How do you comfort someone who has lost a loved one biblically? Romans 12:15 provides the primary instruction: mourn with those who mourn. The presence alongside the grieving person, without the pressure to explain or fix, is the comfort that most closely reflects the comfort God provides. Job's friends are commended for sitting with him in silence for seven days before speaking. When words come, the specific promises of Scripture, the presence of God, the resurrection hope, the new creation in which there is no more death, give the comfort its substance. Second Corinthians 1:4 describes those who have been through the grief of loss as specifically equipped to comfort others who are in the same grief. The comfort that comes from shared experience is one of the primary means God uses to reach those who are grieving.

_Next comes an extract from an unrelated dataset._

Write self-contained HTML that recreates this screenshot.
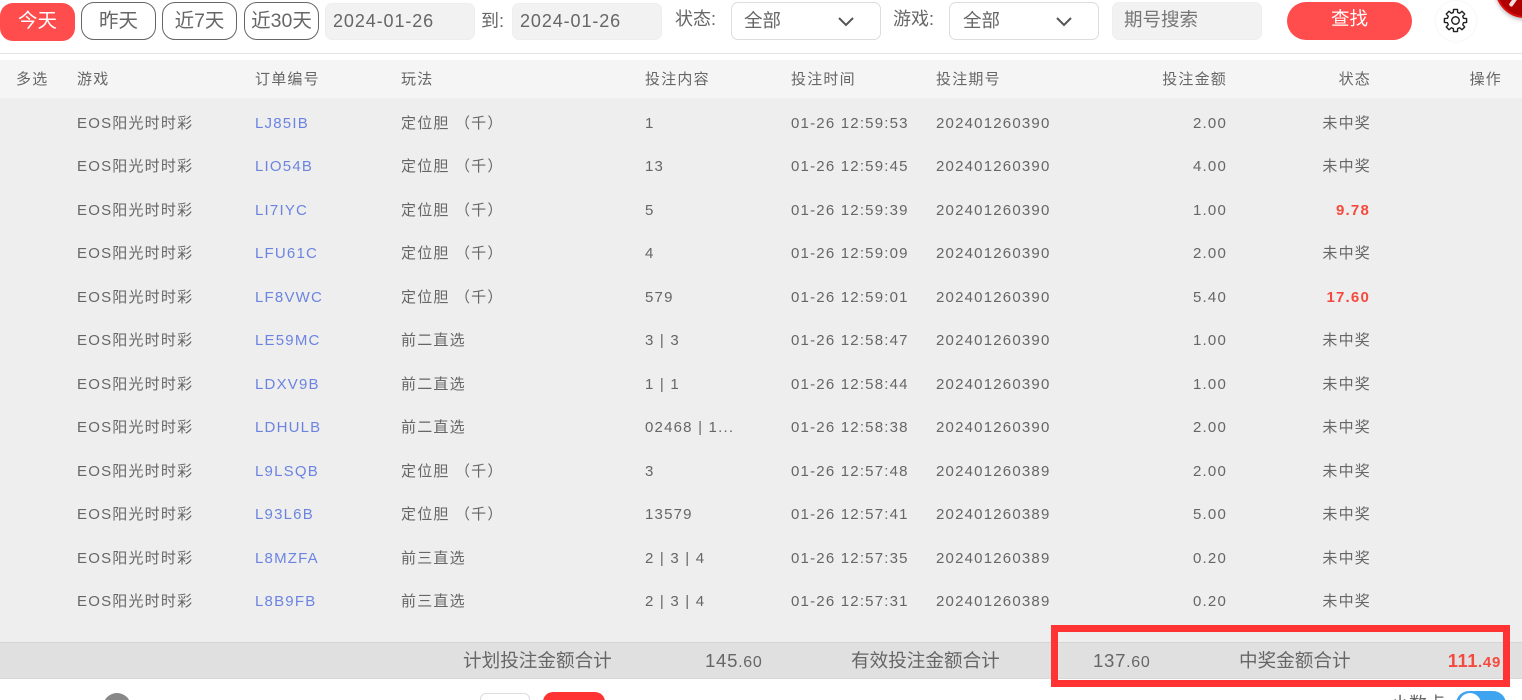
<!DOCTYPE html>
<html style="height:700px;overflow:hidden"><head><meta charset="utf-8"><style>
html,body{margin:0;padding:0}
body{width:1522px;height:700px;overflow:hidden;background:#fff;font-family:"Liberation Sans","Noto Sans CJK SC",sans-serif;color:#666}
#p{position:relative;width:1522px;height:700px;overflow:hidden;background:#fff}
.a{position:absolute;white-space:nowrap}
.b{position:absolute;box-sizing:border-box;top:2px;height:38px;border:1px solid #666;border-radius:13px;font-size:19.5px;line-height:36px;text-align:center;color:#666;background:#fff}
.i{position:absolute;box-sizing:border-box;top:3px;height:37px;background:#f2f2f2;border:1px solid #eee;border-radius:7px;font-size:18px;line-height:35px;color:#666;letter-spacing:.9px}
.s{position:absolute;box-sizing:border-box;top:2px;height:38px;background:#fff;border:1px solid #ddd;border-radius:7px;font-size:18.5px;line-height:36px;color:#666}
.l{position:absolute;font-size:18px;line-height:22px;top:8px;color:#666;white-space:nowrap}
.h,.c{position:absolute;font-size:15px;line-height:20px;white-space:nowrap;color:#666;letter-spacing:1.2px;margin-top:1px}
.r{text-align:right}
.k{color:#6c84e0}
.w{color:#f5493d;font-weight:bold;margin-right:1px}
.f{position:absolute;top:650px;font-size:18.6px;line-height:22px;color:#666;white-space:nowrap}
.n{letter-spacing:.7px}
.n span{font-size:16px}
</style></head><body><div id="p">
<div class="a" style="left:0;top:3px;width:75px;height:38px;background:#ff4d4d;border-radius:13px;color:#fff;font-size:19.5px;line-height:37px;text-align:center">今天</div>
<div class="b" style="left:81px;width:75px">昨天</div>
<div class="b" style="left:162px;width:75px">近7天</div>
<div class="b" style="left:244px;width:75px">近30天</div>
<div class="i" style="left:325px;width:150px;padding-left:7px">2024-01-26</div>
<div class="l" style="left:481px;top:10px">到:</div>
<div class="i" style="left:512px;width:150px;padding-left:7px">2024-01-26</div>
<div class="l" style="left:675px">状态:</div>
<div class="s" style="left:731px;width:150px;padding-left:12px">全部<svg style="position:absolute;left:105px;top:13px" width="18" height="12" viewBox="0 0 18 12"><path d="M2 2l7 7 7-7" fill="none" stroke="#555" stroke-width="2"/></svg></div>
<div class="l" style="left:893px">游戏:</div>
<div class="s" style="left:949px;width:150px;padding-left:13px">全部<svg style="position:absolute;left:105px;top:13px" width="18" height="12" viewBox="0 0 18 12"><path d="M2 2l7 7 7-7" fill="none" stroke="#555" stroke-width="2"/></svg></div>
<div class="i" style="left:1112px;top:2px;height:38px;width:150px;padding-left:11px;color:#777;letter-spacing:0;line-height:34px;font-size:18.5px">期号搜索</div>
<div class="a" style="left:1287px;top:2px;width:125px;height:38px;background:#ff4d4d;border-radius:19px;color:#fff;font-size:18.5px;line-height:34px;text-align:center">查找</div>
<div class="a" style="left:1436px;top:1px;width:40px;height:40px;border-radius:50%;background:#fff;box-shadow:0 0 3px #eee"></div>
<svg class="a" style="left:1443px;top:8px" width="25" height="25" viewBox="-12 -12 24 24" fill="none" stroke="#222" stroke-width="1.35" stroke-linejoin="round"><circle r="3.6"/><path d="M7.73-2.07L10.64-1.88V1.88L7.73 2.07L6.93 4L8.85 6.19L6.19 8.85L4 6.93L2.07 7.73L1.88 10.64H-1.88L-2.07 7.73L-4 6.93L-6.19 8.85L-8.85 6.19L-6.93 4L-7.73 2.07L-10.64 1.88V-1.88L-7.73-2.07L-6.93-4L-8.85-6.19L-6.19-8.85L-4-6.93L-2.07-7.73L-1.88-10.64H1.88L2.07-7.73L4-6.93L6.19-8.85L8.85-6.19L6.93-4Z"/></svg>
<div class="a" style="left:1495px;top:-42px;width:60px;height:60px;border-radius:50%;background:#b00000;border:2px solid #d80f0f;box-sizing:border-box;box-shadow:0 2px 4px #bbb"></div>
<div class="a" style="left:1511px;top:-3px;width:4px;height:10px;background:#f0e0e0;border-radius:2px;transform:rotate(35deg)"></div>

<div class="a" style="left:0;top:53px;width:1522px;height:1px;background:#e4e4e4"></div>
<div class="a" style="left:0;top:60px;width:1522px;height:38px;background:#f5f5f5"></div>
<div class="a" style="left:0;top:98px;width:1522px;height:544px;background:#eee"></div>

<div class="h" style="left:16px;top:69px">多选</div>
<div class="h" style="left:77px;top:69px">游戏</div>
<div class="h" style="left:255px;top:69px">订单编号</div>
<div class="h" style="left:401px;top:69px">玩法</div>
<div class="h" style="left:645px;top:69px">投注内容</div>
<div class="h" style="left:791px;top:69px">投注时间</div>
<div class="h" style="left:936px;top:69px">投注期号</div>
<div class="h r" style="right:295px;top:69px">投注金额</div>
<div class="h r" style="right:151px;top:69px">状态</div>
<div class="h r" style="right:20px;top:69px">操作</div>

<div class="c" style="left:77px;top:113px">EOS阳光时时彩</div><div class="c k" style="left:255px;top:113px">LJ85IB</div><div class="c" style="left:401px;top:113px">定位胆 （千）</div><div class="c" style="left:645px;top:113px">1</div><div class="c" style="left:791px;top:113px">01-26 12:59:53</div><div class="c" style="left:936px;top:113px">202401260390</div><div class="c r" style="right:295px;top:113px">2.00</div><div class="c r" style="right:151px;top:113px">未中奖</div>
<div class="c" style="left:77px;top:156px">EOS阳光时时彩</div><div class="c k" style="left:255px;top:156px">LIO54B</div><div class="c" style="left:401px;top:156px">定位胆 （千）</div><div class="c" style="left:645px;top:156px">13</div><div class="c" style="left:791px;top:156px">01-26 12:59:45</div><div class="c" style="left:936px;top:156px">202401260390</div><div class="c r" style="right:295px;top:156px">4.00</div><div class="c r" style="right:151px;top:156px">未中奖</div>
<div class="c" style="left:77px;top:200px">EOS阳光时时彩</div><div class="c k" style="left:255px;top:200px">LI7IYC</div><div class="c" style="left:401px;top:200px">定位胆 （千）</div><div class="c" style="left:645px;top:200px">5</div><div class="c" style="left:791px;top:200px">01-26 12:59:39</div><div class="c" style="left:936px;top:200px">202401260390</div><div class="c r" style="right:295px;top:200px">1.00</div><div class="c r w" style="right:151px;top:200px">9.78</div>
<div class="c" style="left:77px;top:243px">EOS阳光时时彩</div><div class="c k" style="left:255px;top:243px">LFU61C</div><div class="c" style="left:401px;top:243px">定位胆 （千）</div><div class="c" style="left:645px;top:243px">4</div><div class="c" style="left:791px;top:243px">01-26 12:59:09</div><div class="c" style="left:936px;top:243px">202401260390</div><div class="c r" style="right:295px;top:243px">2.00</div><div class="c r" style="right:151px;top:243px">未中奖</div>
<div class="c" style="left:77px;top:287px">EOS阳光时时彩</div><div class="c k" style="left:255px;top:287px">LF8VWC</div><div class="c" style="left:401px;top:287px">定位胆 （千）</div><div class="c" style="left:645px;top:287px">579</div><div class="c" style="left:791px;top:287px">01-26 12:59:01</div><div class="c" style="left:936px;top:287px">202401260390</div><div class="c r" style="right:295px;top:287px">5.40</div><div class="c r w" style="right:151px;top:287px">17.60</div>
<div class="c" style="left:77px;top:330px">EOS阳光时时彩</div><div class="c k" style="left:255px;top:330px">LE59MC</div><div class="c" style="left:401px;top:330px">前二直选</div><div class="c" style="left:645px;top:330px">3 | 3</div><div class="c" style="left:791px;top:330px">01-26 12:58:47</div><div class="c" style="left:936px;top:330px">202401260390</div><div class="c r" style="right:295px;top:330px">1.00</div><div class="c r" style="right:151px;top:330px">未中奖</div>
<div class="c" style="left:77px;top:374px">EOS阳光时时彩</div><div class="c k" style="left:255px;top:374px">LDXV9B</div><div class="c" style="left:401px;top:374px">前二直选</div><div class="c" style="left:645px;top:374px">1 | 1</div><div class="c" style="left:791px;top:374px">01-26 12:58:44</div><div class="c" style="left:936px;top:374px">202401260390</div><div class="c r" style="right:295px;top:374px">1.00</div><div class="c r" style="right:151px;top:374px">未中奖</div>
<div class="c" style="left:77px;top:417px">EOS阳光时时彩</div><div class="c k" style="left:255px;top:417px">LDHULB</div><div class="c" style="left:401px;top:417px">前二直选</div><div class="c" style="left:645px;top:417px">02468 | 1...</div><div class="c" style="left:791px;top:417px">01-26 12:58:38</div><div class="c" style="left:936px;top:417px">202401260390</div><div class="c r" style="right:295px;top:417px">2.00</div><div class="c r" style="right:151px;top:417px">未中奖</div>
<div class="c" style="left:77px;top:461px">EOS阳光时时彩</div><div class="c k" style="left:255px;top:461px">L9LSQB</div><div class="c" style="left:401px;top:461px">定位胆 （千）</div><div class="c" style="left:645px;top:461px">3</div><div class="c" style="left:791px;top:461px">01-26 12:57:48</div><div class="c" style="left:936px;top:461px">202401260389</div><div class="c r" style="right:295px;top:461px">2.00</div><div class="c r" style="right:151px;top:461px">未中奖</div>
<div class="c" style="left:77px;top:504px">EOS阳光时时彩</div><div class="c k" style="left:255px;top:504px">L93L6B</div><div class="c" style="left:401px;top:504px">定位胆 （千）</div><div class="c" style="left:645px;top:504px">13579</div><div class="c" style="left:791px;top:504px">01-26 12:57:41</div><div class="c" style="left:936px;top:504px">202401260389</div><div class="c r" style="right:295px;top:504px">5.00</div><div class="c r" style="right:151px;top:504px">未中奖</div>
<div class="c" style="left:77px;top:548px">EOS阳光时时彩</div><div class="c k" style="left:255px;top:548px">L8MZFA</div><div class="c" style="left:401px;top:548px">前三直选</div><div class="c" style="left:645px;top:548px">2 | 3 | 4</div><div class="c" style="left:791px;top:548px">01-26 12:57:35</div><div class="c" style="left:936px;top:548px">202401260389</div><div class="c r" style="right:295px;top:548px">0.20</div><div class="c r" style="right:151px;top:548px">未中奖</div>
<div class="c" style="left:77px;top:591px">EOS阳光时时彩</div><div class="c k" style="left:255px;top:591px">L8B9FB</div><div class="c" style="left:401px;top:591px">前三直选</div><div class="c" style="left:645px;top:591px">2 | 3 | 4</div><div class="c" style="left:791px;top:591px">01-26 12:57:31</div><div class="c" style="left:936px;top:591px">202401260389</div><div class="c r" style="right:295px;top:591px">0.20</div><div class="c r" style="right:151px;top:591px">未中奖</div>

<div class="a" style="left:0;top:642px;width:1522px;height:37px;background:#e0e0e0;border-top:1px solid #d4d4d4;border-bottom:1px solid #d8d8d8;box-sizing:border-box"></div>
<div class="f" style="left:463px">计划投注金额合计</div>
<div class="f n" style="left:705px">145<span>.60</span></div>
<div class="f" style="left:851px">有效投注金额合计</div>
<div class="f n" style="left:1093px">137<span>.60</span></div>
<div class="f" style="left:1239px">中奖金额合计</div>
<div class="f n" style="right:21px;font-size:18px;color:#f5493d;font-weight:bold">111<span style="font-size:15px">.49</span></div>
<div class="a" style="left:1051px;top:625px;width:459px;height:62px;border:7px solid #f33;box-sizing:border-box"></div>

<div class="a" style="left:103px;top:693px;width:28px;height:28px;border-radius:50%;background:#888"></div>
<div class="a" style="left:480px;top:693px;width:50px;height:30px;border:1px solid #ddd;border-radius:6px;box-sizing:border-box;background:#fff"></div>
<div class="a" style="left:543px;top:692px;width:62px;height:30px;border-radius:10px;background:#f33"></div>
<div class="a" style="left:1391px;top:693px;font-size:18px;line-height:22px;color:#666">小数点</div>
<div class="a" style="left:1456px;top:691px;width:50px;height:26px;border-radius:13px;background:#3fa4f0"></div>
<div class="a" style="left:1459px;top:693px;width:22px;height:22px;border-radius:50%;background:#fff"></div>
</div></body></html>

Is it okay to be angry at God when a loved one dies? The psalms of lament, particularly Psalms 13, 22, and 88, demonstrate that bringing anger and accusation to God is not the failure of faith but one of its expressions. The honest speech of the person who does not understand what God has allowed and who says so directly is the speech of someone who is still in relationship with God rather than the speech of someone who has turned away. Lamentations is the book that gives public voice to the grief and accusation of the community that cannot understand what God has permitted. The anger brought to God is the anger of someone who expects God to be accountable to his character and promises, which is itself a form of faith.